After leaving the Pentagon, Coleman went on to become an advisor
to "Project UFO," an NBC prime-time series produced by Jack Webb
("Dragnet") that ran from 1977 to '78. Each episode lifted a
page from the Blue Book files and turned it into a dramatization
in which some cases were solved, while others remained
mysteries.

"From the Air Force point of view, we never got close enough to
any technology that would make (further study) worthwhile, to
spend money that way," says Coleman, mindful of renewed calls
for UFO glasnost on Capitol Hill. "You follow me? It wasn't
promising enough. I never saw anything that would get us
excited, and I had all kinds of clearances."

Coleman predicts there will be no earth-shattering documents
recovered through new Freedom of Information Act initiatives,
and that congressional hearings on more recent events will be
unproductive because "we haven't had any interesting cases
involving high-performance aircraft in years."

At the National UFO Reporting Center in Seattle, which has been
collecting data since 1974, director Peter Davenport says it
fields some 25 calls a day, the best of which get posted on its
Web Site daily.
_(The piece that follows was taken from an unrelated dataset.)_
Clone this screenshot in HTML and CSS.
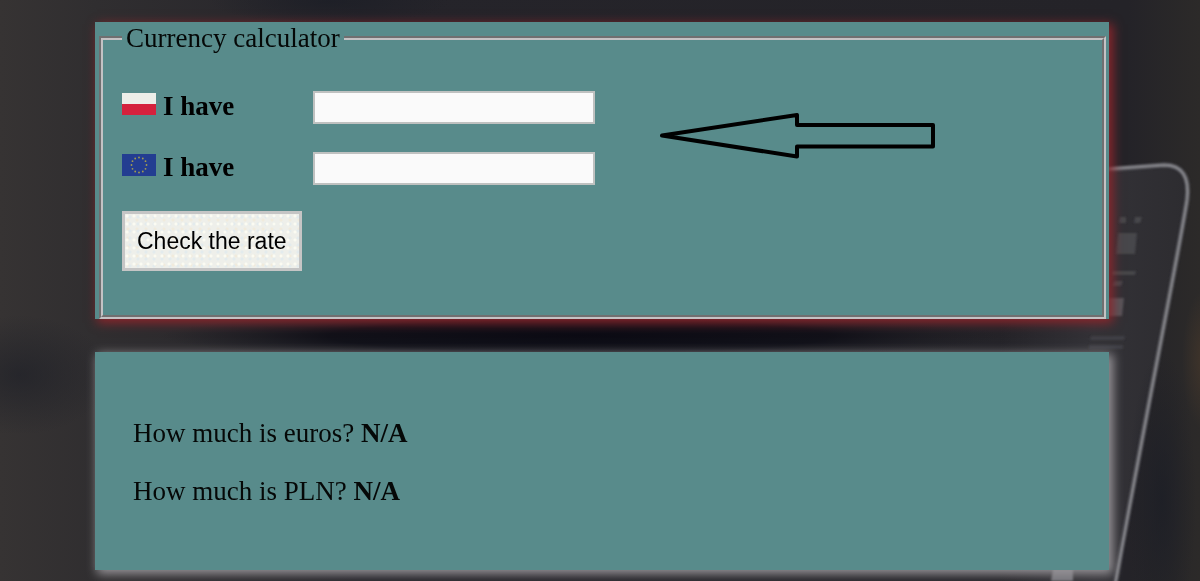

The most dramatic recent video footage, linked
up at www.nuforc.com, was taped over Albany, N.Y., in October,
and is now reportedly in the possession of the FBI.

"It's a shame," Davenport adds, "that Mr. Coleman wouldn't
consider what happened over Waldorf (Maryland) interesting."

In that early-morning July 26 incident, witnesses reported
seeing F-16s chasing a glowing UFO for more than half an hour
near Washington. But a North American Aerospace Defense Command
spokesman contradicted the civilian witnesses, and reported the
pilots made no visual contact: "Everything was fine, so (the
planes) went home."

"Well, that would put them (military spokesmen) in the position
of lying, and I don't think that happened," Coleman says. "Our
policy was always to find out the correct answer before you
speak. Because if you start ad-libbing too soon, you may damn
well tell a lie and create something you can't stop."